Back in January, Northern Gas Networks launched a report at the House of Commons highlighting what the economy might look like in the north if the UK heat network was de-carbonised.
The report (PDF document), commissioned by KPMG and titled Energising the North, demonstrates how the Northern energy economy is leading the de-carbonisation agenda in the UK through pioneering projects such as our H21 Leeds City Gate project, the Smart Grids Centre at Newcastle University, the Siemens wind turbine plant in Hull and the extensive electric car manufacturing by Nissan in Sunderland.
It also calls on the government to make low-carbon energy a centre-piece of its Industrial Strategy for the North. This is part of the report’s four-part plan, which calls for continued investment in the Northern energy economy as well as research and development and for the whole energy sector to work together and share innovative ideas to achieve full de-carbonisation by 2050.

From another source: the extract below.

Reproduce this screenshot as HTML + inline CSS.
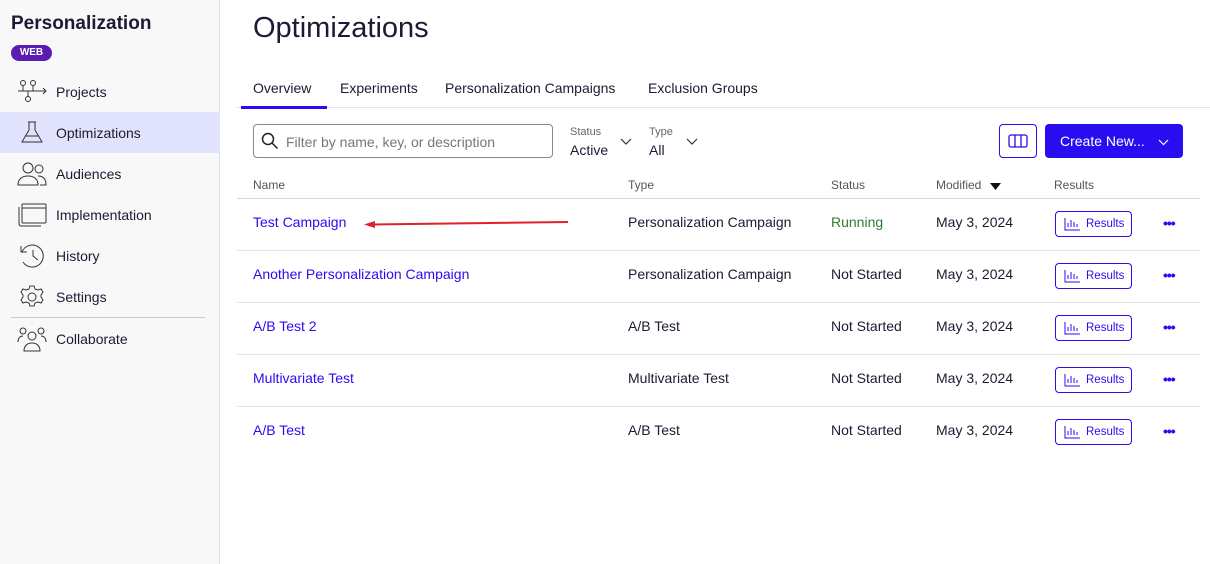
<!DOCTYPE html>
<html><head><meta charset="utf-8"><style>
*{box-sizing:border-box;margin:0;padding:0}
body{width:1210px;height:564px;overflow:hidden;background:#fff;font-family:"Liberation Sans",sans-serif;color:#1b1b33;position:relative}
.a{position:absolute;white-space:nowrap}
#side{position:absolute;left:0;top:0;width:220px;height:564px;background:#f8f8f8;border-right:1px solid #e2e2e8}
.nav{position:absolute;left:0;width:220px;height:41px;font-size:14px;line-height:42px;padding-left:56px}
.nav svg{position:absolute;left:17px;top:8px}
.sel{background:#e0e3fb}
.lnk{color:#2a0cf0}
.rb{position:absolute;left:1055px;width:77px;height:26px;border:1px solid #2a0cf0;border-radius:4px;color:#2a0cf0;font-size:11.5px;line-height:25px;padding-left:30px}
.rb svg{position:absolute;left:8px;top:5px}
.dots{position:absolute;left:1163px;color:#2a0cf0;font-size:14px;font-weight:bold;letter-spacing:-1px}
.hr{position:absolute;left:237px;width:963px;height:1px;background:#e3e3e8}
.cell{position:absolute;font-size:14px;white-space:nowrap}
</style></head><body>
<div id="side">
<div class="a" style="left:11px;top:13px;font-size:19px;font-weight:bold;color:#1b1b33">Personalization</div>
<div class="a" style="left:11px;top:45px;width:41px;height:16px;background:#5a1cb3;border-radius:8px;color:#fff;font-size:10px;font-weight:bold;text-align:center;line-height:16px">WEB</div>
<div class="nav" style="top:71px"><svg width="30" height="26" viewBox="0 0 30 26" fill="none" stroke="#333" stroke-width="1"><circle cx="6" cy="4" r="2.5"/><circle cx="16" cy="4" r="2.5"/><circle cx="11" cy="20" r="2.5"/><path d="M1 12h28M26 9l3 3-3 3M6 6.5V12M16 6.5V12M11 12v5.5"/></svg>Projects</div>
<div class="nav sel" style="top:112px"><svg width="30" height="26" viewBox="0 0 30 26" fill="none" stroke="#333" stroke-width="1"><path d="M11 2h8M12 2v8L5 22h20L18 10V2M9 16h12"/></svg>Optimizations</div>
<div class="nav" style="top:153px"><svg width="30" height="26" viewBox="0 0 30 26" fill="none" stroke="#333" stroke-width="1"><circle cx="11" cy="7" r="5"/><circle cx="22" cy="8" r="4"/><path d="M1 24c0-6 4-9 10-9s10 3 10 9zM21 15c5 0 8 3 8 9h-6"/></svg>Audiences</div>
<div class="nav" style="top:194px"><svg width="30" height="26" viewBox="0 0 30 26" fill="none" stroke="#333" stroke-width="1"><rect x="5" y="2" width="24" height="19" rx="1"/><path d="M5 6h24M2 5v17c0 1 1 2 2 2h20"/></svg>Implementation</div>
<div class="nav" style="top:235px"><svg width="30" height="26" viewBox="0 0 30 26" fill="none" stroke="#333" stroke-width="1"><path d="M5 9a11 11 0 1 1 1 10M4 3v6h6M16 7v6l5 4"/></svg>History</div>
<div class="nav" style="top:276px"><svg width="30" height="26" viewBox="0 0 30 26" fill="none" stroke="#333" stroke-width="1"><circle cx="15" cy="13" r="4"/><path d="M13 2h4l1 3 3 1 3-1 2 3-2 3v2l2 3-2 3-3-1-3 1-1 3h-4l-1-3-3-1-3 1-2-3 2-3v-2l-2-3 2-3 3 1 3-1z"/></svg>Settings</div>
<div class="a" style="left:11px;top:317px;width:194px;height:1px;background:#ccc"></div>
<div class="nav" style="top:318px"><svg width="30" height="26" viewBox="0 0 30 26" fill="none" stroke="#333" stroke-width="1"><circle cx="15" cy="10" r="4"/><circle cx="6" cy="5" r="3"/><circle cx="24" cy="5" r="3"/><path d="M7 25c0-5 3-8 8-8s8 3 8 8zM1 16c0-4 2-6 5-6M29 16c0-4-2-6-5-6"/></svg>Collaborate</div>
</div>

<div class="a" style="left:253px;top:12px;font-size:29px;color:#1b1b33">Optimizations</div>
<div class="a" style="left:253px;top:80px;font-size:14px">Overview</div>
<div class="a" style="left:340px;top:80px;font-size:14px">Experiments</div>
<div class="a" style="left:445px;top:80px;font-size:14px">Personalization Campaigns</div>
<div class="a" style="left:648px;top:80px;font-size:14px">Exclusion Groups</div>
<div class="a" style="left:237px;top:107px;width:973px;height:1px;background:#e6e6ea"></div>
<div class="a" style="left:241px;top:106px;width:86px;height:3px;background:#2a0cf0"></div>

<div class="a" style="left:253px;top:124px;width:300px;height:34px;border:1px solid #888;border-radius:4px"></div>
<svg class="a" style="left:261px;top:132px" width="18" height="18" viewBox="0 0 18 18" fill="none" stroke="#222" stroke-width="1.5"><circle cx="7" cy="7" r="5.5"/><path d="M11 11l5.5 5.5"/></svg>
<div class="a" style="left:286px;top:134px;font-size:14px;color:#777">Filter by name, key, or description</div>
<div class="a" style="left:570px;top:126px;font-size:11px;color:#666">Status</div>
<div class="a" style="left:570px;top:142px;font-size:14px">Active</div>
<svg class="a" style="left:620px;top:138px" width="12" height="8" fill="none" stroke="#333" stroke-width="1.2"><path d="M1 1l5 5 5-5"/></svg>
<div class="a" style="left:649px;top:126px;font-size:11px;color:#666">Type</div>
<div class="a" style="left:649px;top:142px;font-size:14px">All</div>
<svg class="a" style="left:686px;top:138px" width="12" height="8" fill="none" stroke="#333" stroke-width="1.2"><path d="M1 1l5 5 5-5"/></svg>

<div class="a" style="left:999px;top:124px;width:38px;height:34px;border:1px solid #2a0cf0;border-radius:4px"></div>
<svg class="a" style="left:1008px;top:134px" width="20" height="14" fill="none" stroke="#2a0cf0" stroke-width="1.3"><rect x="1" y="1" width="18" height="12" rx="2"/><path d="M7 1v12M13 1v12"/></svg>
<div class="a" style="left:1045px;top:124px;width:138px;height:34px;background:#2a0cf0;border-radius:4px;color:#fff;font-size:14px;line-height:34px;padding-left:15px">Create New...</div>
<svg class="a" style="left:1158px;top:139px" width="11" height="7" fill="none" stroke="#fff" stroke-width="1.2"><path d="M1 1l4.5 4.5L10 1"/></svg>

<div class="cell" style="left:253px;top:178px;font-size:12px;color:#555">Name</div>
<div class="cell" style="left:628px;top:178px;font-size:12px;color:#555">Type</div>
<div class="cell" style="left:831px;top:178px;font-size:12px;color:#555">Status</div>
<div class="cell" style="left:936px;top:178px;font-size:12px;color:#555">Modified</div>
<svg class="a" style="left:990px;top:183px" width="11" height="7"><path d="M0 0h11L5.5 7z" fill="#111"/></svg>
<div class="cell" style="left:1054px;top:178px;font-size:12px;color:#555">Results</div>
<div class="hr" style="top:198px;background:#d5d5da"></div>

<div class="cell lnk" style="left:253px;top:214px">Test Campaign</div>
<svg class="a" style="left:363px;top:218px" width="206" height="12"><path d="M10 6.5L205 4" stroke="#e0202a" stroke-width="2"/><path d="M1 6.5l11-3.5v7z" fill="#e0202a"/></svg>
<div class="cell" style="left:628px;top:214px">Personalization Campaign</div>
<div class="cell" style="left:831px;top:214px;color:#2e7d32">Running</div>
<div class="cell" style="left:936px;top:214px">May 3, 2024</div>
<div class="hr" style="top:250px"></div>

<div class="cell lnk" style="left:253px;top:266px">Another Personalization Campaign</div>
<div class="cell" style="left:628px;top:266px">Personalization Campaign</div>
<div class="cell" style="left:831px;top:266px">Not Started</div>
<div class="cell" style="left:936px;top:266px">May 3, 2024</div>
<div class="hr" style="top:302px"></div>

<div class="cell lnk" style="left:253px;top:318px">A/B Test 2</div>
<div class="cell" style="left:628px;top:318px">A/B Test</div>
<div class="cell" style="left:831px;top:318px">Not Started</div>
<div class="cell" style="left:936px;top:318px">May 3, 2024</div>
<div class="hr" style="top:354px"></div>

<div class="cell lnk" style="left:253px;top:370px">Multivariate Test</div>
<div class="cell" style="left:628px;top:370px">Multivariate Test</div>
<div class="cell" style="left:831px;top:370px">Not Started</div>
<div class="cell" style="left:936px;top:370px">May 3, 2024</div>
<div class="hr" style="top:406px"></div>

<div class="cell lnk" style="left:253px;top:422px">A/B Test</div>
<div class="cell" style="left:628px;top:422px">A/B Test</div>
<div class="cell" style="left:831px;top:422px">Not Started</div>
<div class="cell" style="left:936px;top:422px">May 3, 2024</div>

<div class="rb" style="top:211px"><svg width="16" height="14" fill="none" stroke="#2a0cf0" stroke-width="1"><path d="M1 1v12h15M4 10V6M7 10V3M10 10V5M13 10V7"/></svg>Results</div>
<div class="rb" style="top:263px"><svg width="16" height="14" fill="none" stroke="#2a0cf0" stroke-width="1"><path d="M1 1v12h15M4 10V6M7 10V3M10 10V5M13 10V7"/></svg>Results</div>
<div class="rb" style="top:315px"><svg width="16" height="14" fill="none" stroke="#2a0cf0" stroke-width="1"><path d="M1 1v12h15M4 10V6M7 10V3M10 10V5M13 10V7"/></svg>Results</div>
<div class="rb" style="top:367px"><svg width="16" height="14" fill="none" stroke="#2a0cf0" stroke-width="1"><path d="M1 1v12h15M4 10V6M7 10V3M10 10V5M13 10V7"/></svg>Results</div>
<div class="rb" style="top:419px"><svg width="16" height="14" fill="none" stroke="#2a0cf0" stroke-width="1"><path d="M1 1v12h15M4 10V6M7 10V3M10 10V5M13 10V7"/></svg>Results</div>
<div class="dots" style="top:215px">•••</div>
<div class="dots" style="top:267px">•••</div>
<div class="dots" style="top:319px">•••</div>
<div class="dots" style="top:371px">•••</div>
<div class="dots" style="top:423px">•••</div>
</body></html>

The report details the huge contribution the energy sector in the North already makes to the regional and UK economy. From 1997 to 2014, the Northern energy sector accounted for almost a quarter (23 per cent to be precise) of the total UK economic value for the energy sector. In 2014, the Northern energy sector also contributed some £3.5billion in Gross Value Added (GVA) to the regional and UK economy.
The report also finds that the energy sector has the potential to increase growth across the North by up to £2.3billion a year by 2050. This growth would be built upon existing capabilities and exploit opportunities in smart power, de-carbonised gas and transport. By making the most of these opportunities, the Northern energy sector can create an additional 20,000 jobs.
Additionally, putting the benefits of de-carbonising the UK heat network a-side for a moment, there are huge benefits for the local economy as well. Currently, 10 of the 12 most declining UK cities are in the North of England. So creating these additional jobs could also create a lifeline for local people.
So, what next? There is a lot of work to be done, but initiatives such as our H21 Leeds City Gate project show that conversion to a hydrogen gas network is achievable and demonstrates the way in which the north is leading the rest of the country in de-carbonisation technology.
The new £30m InTEGReL research facility in Gateshead, that we have launched in partnership with Newcastle University, Northern Powergrid and supported by the National Centre for Energy Systems Integration (CESI), is also creating the opportunity to carry out trials and experiments of coupled gas, electricity and heat systems for the first time.
Now the government needs to work across the region and show the rest of the UK that transforming the energy sector is at the heart of their Industrial Strategy and to make low-carbon energy investment a centre piece of its strategy for the North.